The values of a reading challenge are simple. It is to “read more.” There are reading challenges that are more complicated than this but none of them can ever approach the complexity of the millions of reasons people read. If all the reading challenges did was get people to read more then it could help people meet those values but…
3. Those simplified versions take the place of our richer values in our reasoning and motivation.
I’m sure there are some people for whom engaging in a reading challenge or other form of quantitifed reading has no bearing on how they read. But, many people find themselves having an experience like mine. I read for many reasons but soon my focus is taken over by a desire to read more in order to make the numbers go up. You know this has happened when you’ve started reading quicker and changing the types of books you read.
4. Our lives get worse.
Nguyen argues that any system that replaces complex values with simple ones will make life worse and I’m inclined to agree. With reading challenges, I found that reading became less pleasurable and more stressful, especially at the end of the year. Reading started to feel more like an unpaid job than an enriching hobby, and I did avoid reading some great books that would’ve made it too difficult to meet my goal.
So What’s the Solution?
Despite everything, I decided to sign up for another reading challenge. Even if these systems change the way I read, it still feels worth it to incentivize reading. The attention economy means that we’re surrounded by systems designed to suck up our focus to make profit for others. Part of the reason gamification has become so popular is to help people do the things they want to do rather than only do the things corporations want them to do. Now many of these gamified systems still incentivize corporate profits. Goodreads/Amazon makes more money by getting people to read short books rather than long books since book length has little effect on book price. It can all feel a bit dystopian, but I think there’s ways to lessen the effects of value capture while taking advantage of the benefits of gamification.

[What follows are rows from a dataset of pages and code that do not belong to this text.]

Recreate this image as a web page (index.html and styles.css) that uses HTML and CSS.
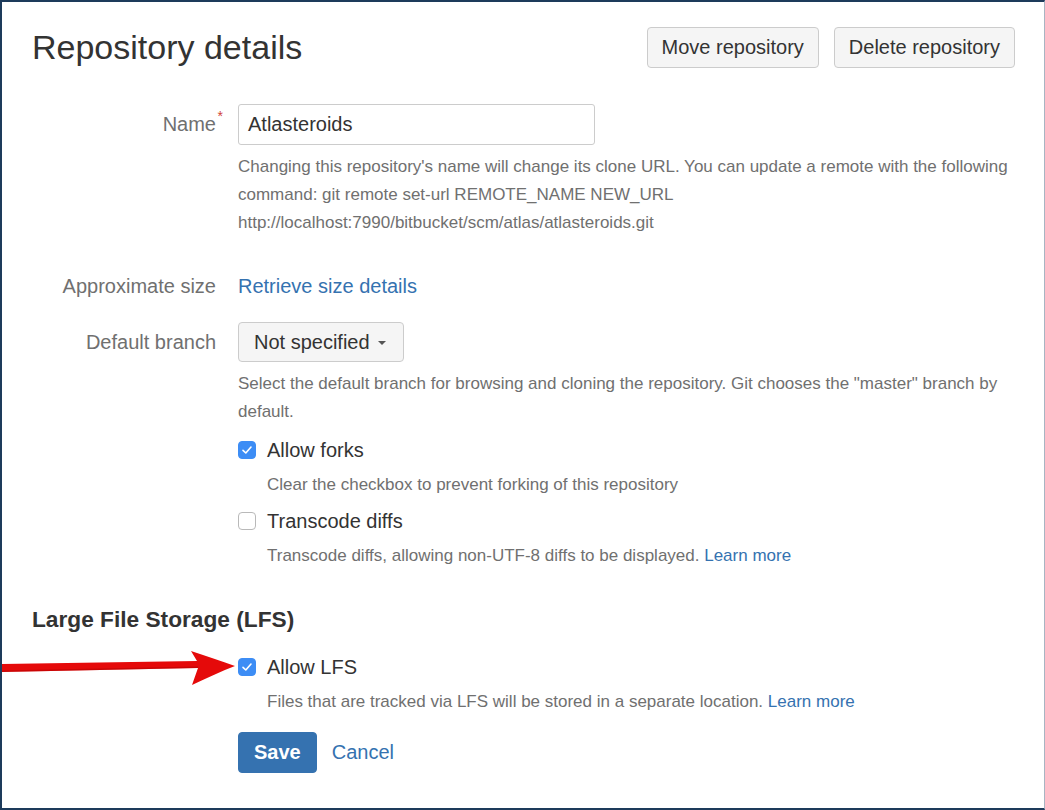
FILE: index.html
```html
<!DOCTYPE html>
<html>
<head>
<meta charset="utf-8">
<link rel="stylesheet" href="styles.css">
</head>
<body>
<div class="frame">
  <div class="header">
    <h1 class="title">Repository details</h1>
    <div class="actions">
      <button class="btn">Move repository</button>
      <button class="btn">Delete repository</button>
    </div>
  </div>

  <form class="form">
    <div class="row row-name">
      <label class="label">Name<span class="req">*</span></label>
      <div class="field">
        <div class="input">Atlasteroids</div>
        <div class="help help-top">Changing this repository's name will change its clone URL. You can update a remote with the following command: git remote set-url REMOTE_NAME NEW_URL http://localhost:7990/bitbucket/scm/atlas/atlasteroids.git</div>
      </div>
    </div>

    <div class="row row-size">
      <label class="label">Approximate size</label>
      <div class="field"><a class="link">Retrieve size details</a></div>
    </div>

    <div class="row row-branch">
      <label class="label label-btn">Default branch</label>
      <div class="field">
        <div class="select">Not specified<span class="caret"></span></div>
        <div class="help help-top">Select the default branch for browsing and cloning the repository. Git chooses the "master" branch by default.</div>
        <div class="check check-forks"><span class="box checked"><svg viewBox="0 0 18 18" width="18" height="18"><path d="M5 9.3 L7.8 12 L13 6" fill="none" stroke="#fff" stroke-width="1.6" stroke-linecap="round" stroke-linejoin="round"/></svg></span><span class="check-label">Allow forks</span></div>
        <div class="help help-indent">Clear the checkbox to prevent forking of this repository</div>
        <div class="check check-trans"><span class="box"></span><span class="check-label">Transcode diffs</span></div>
        <div class="help help-indent">Transcode diffs, allowing non-UTF-8 diffs to be displayed. <a class="link">Learn more</a></div>
      </div>
    </div>

    <h3 class="section">Large File Storage (LFS)</h3>

    <div class="row row-lfs">
      <div class="label"></div>
      <div class="field">
        <div class="check"><span class="box checked"><svg viewBox="0 0 18 18" width="18" height="18"><path d="M5 9.3 L7.8 12 L13 6" fill="none" stroke="#fff" stroke-width="1.6" stroke-linecap="round" stroke-linejoin="round"/></svg></span><span class="check-label">Allow LFS</span></div>
        <div class="help help-indent">Files that are tracked via LFS will be stored in a separate location. <a class="link">Learn more</a></div>
        <div class="buttons">
          <button type="button" class="btn-primary">Save</button>
          <a class="link cancel">Cancel</a>
        </div>
      </div>
    </div>
  </form>

  <svg class="arrow" width="240" height="40" viewBox="0 0 240 40">
    <path d="M0 14 L197 11 L191 1 C206 6 221 11 235 16 C222 21 207 28 192 35 L198 18 L0 22 Z" fill="#e50a0a"/>
    <path d="M0 20.5 L198 16.5 L198 18 L0 22 Z" fill="#a80000" opacity="0.45"/>
  </svg>
</div>
</body>
</html>
```

FILE: styles.css
```css
* { box-sizing: border-box; }
html, body { margin: 0; padding: 0; background: #fff; }
body {
  font-family: "Liberation Sans", Arial, Helvetica, sans-serif;
  color: #333;
}
.frame {
  position: relative;
  width: 1045px;
  height: 810px;
  border-top: 2px solid #1d3b5b;
  border-left: 2px solid #1d3b5b;
  border-bottom: 2px solid #1d3b5b;
  border-right: 1px solid #a8b4c2;
  padding: 25px 29px 0 30px;
  overflow: hidden;
}
.header {
  display: flex;
  justify-content: space-between;
  align-items: center;
  height: 41px;
}
.title {
  margin: 0;
  font-size: 34px;
  font-weight: normal;
  line-height: 41px;
  color: #333;
}
.actions { display: flex; gap: 15px; }
.btn {
  font-family: inherit;
  font-size: 20px;
  color: #333;
  height: 41px;
  padding: 0 14px;
  background: #f5f5f5;
  border: 1px solid #ccc;
  border-radius: 4px;
}
.form { margin-top: 36px; }
.row {
  display: grid;
  grid-template-columns: 184px 1fr;
  column-gap: 22px;
}
.label {
  text-align: right;
  font-size: 20px;
  color: #707070;
  line-height: 41px;
  position: relative;
}
.req {
  color: #d04437;
  font-size: 14px;
  position: absolute;
  right: -7px;
  top: -8px;
}
.field { min-width: 0; }
.input {
  width: 357px;
  height: 41px;
  border: 1px solid #ccc;
  border-radius: 3px;
  padding-left: 9px;
  font-size: 20px;
  line-height: 39px;
  color: #333;
}
.help {
  font-size: 17px;
  line-height: 28px;
  color: #707070;
}
.help-top { margin-top: 8px; }
.help-indent { margin-left: 29px; margin-top: 7px; }
.link { color: #3572b0; text-decoration: none; }
.row-size { margin-top: 35px; }
.row-size .label, .row-size .field { line-height: 28px; font-size: 20px; }
.row-branch { margin-top: 22px; }
.label-btn { line-height: 40px; }
.select {
  display: inline-flex;
  align-items: center;
  height: 40px;
  padding: 0 17px 0 15px;
  background: #f5f5f5;
  border: 1px solid #ccc;
  border-radius: 4px;
  font-size: 20px;
  color: #333;
}
.caret {
  display: inline-block;
  width: 0;
  height: 0;
  margin-left: 8px;
  margin-top: 2px;
  border-left: 4px solid transparent;
  border-right: 4px solid transparent;
  border-top: 4px solid #555;
}
.check {
  display: flex;
  align-items: center;
  height: 28px;
  font-size: 20px;
  color: #333;
}
.check-forks { margin-top: 10px; }
.check-trans { margin-top: 8px; }
.box {
  width: 18px;
  height: 18px;
  border-radius: 4px;
  border: 1px solid #b9b9b9;
  background: #fff;
  margin-right: 11px;
  flex: none;
  display: flex;
}
.box.checked {
  background: #3d8df5;
  border-color: #3d8df5;
}
.box svg { margin: -1px; }
.section {
  margin: 33px 0 0 0;
  font-size: 22.7px;
  line-height: 32px;
  font-weight: bold;
  color: #333;
}
.row-lfs { margin-top: 18px; }
.buttons {
  display: flex;
  align-items: center;
  gap: 15px;
  margin-top: 16px;
}
.btn-primary {
  font-family: inherit;
  font-size: 20px;
  font-weight: bold;
  color: #fff;
  background: #3572b0;
  border: 1px solid #3572b0;
  border-radius: 4px;
  height: 41px;
  padding: 0 15px;
}
.cancel { font-size: 20px; }
.arrow {
  position: absolute;
  left: -2px;
  top: 648px;
}
```
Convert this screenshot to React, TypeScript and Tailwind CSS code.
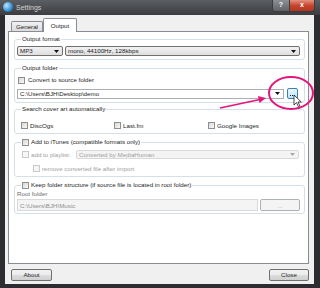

What’s working for me is to be intentional about what types of challenges I do and to be reflective about whether value capture is occurring. Instead of doing an annual books goal, I chose an annual page goal. With pages, there is no longer an incentive to read shorter books. There are ways to trick the system still, such as by reading large print, but I made the goal low enough that it won’t incentivize such ridiculous behavior. I also switched from Goodreads to Storygraph. The latter allows for a page goal rather than a number of books goal, isn’t as focused on the social media aspect, and isn’t owned by Amazon. Plus I’m not adding friends on Storygraph. It’s easier to get trapped in a gamified system when your participation is also a performance for others.6
It’s not perfect though and I have noticed ways I behave irrationally in order to fit into a quantified system. An example is that I struggle with how to “count” books that I only read certain sections of. Storygraph doesn’t allow you to specify that you read pages out of order. It also only allows you to say that you “finished” or “did not finish” a book. It doesn’t work for books that aren’t meant to be read front to back (such as reference books or collections of short stories). I even felt bad about saying I “read” Games: Agency as Art because the truth is I read most of it, lost my copy of the book, and only recently bought it again. But all this is silly. Whether a book counts as being read only matters if you are keeping score in a gamified system, but my true values allow me to only read parts of a book. Being reflective about value capture is what allowed me to notice this behavior and remember that these systems aren’t perfect.
So one solution to encountering gamification is to participate in the game intentionally, after recognizing what your values are. Stop or change the game if you are changing your behavior in ways that don’t align with your true values. That’s the best we can do as individuals trying to navigate gamified systems. People who design these systems need to put even more effort into recognizing what these systems are incentivizing. This is especially true for gamified learning in schools. I’m glad that I didn’t know about my middle school reading challenge until it was too late. I know of a least one person who quit reading for fun after participating in one of those school-based challenges because it made reading a chore. Gamification can be a useful tool in encouraging people to read more, but we have to be careful that it doesn’t bastardize why and how we read.
They used to do this. I am unsure if this is still the case.
National Novel Writing Month which is the challenge to write a 50,000 word novel in one month. I spent a month writing something that was so rushed and barely thought-out that I’ve never touched it again.
Thi Nguyen, Games: Agency as Art, page 66.
Thi Nguyen, Games: Agency as Art, page 201.
I’m not saying people can’t read books in excessive and unhealthy ways. The point I’m making here is that in the attention economy consumers are the product. The goal is to keep you consuming long enough that you will buy things thanks to ads (whether personalized or not). The book industry still generally works by an older model where they make money off the product, not ads.
I’ve been thinking about this ever since seeing all the coverage about Luigi Mangione’s Goodreads account. So much discourse went into what the books he read and reviews he gave says about who he is.
Interesting post, thanks for the prompt to think about this! I am, ironically enough, reading a novel about video games (Tomorrow and Tomorrow and Tomorrow) right now which seems very pro-game — and it will be interesting to read the rest of it in light of the perils of gamification.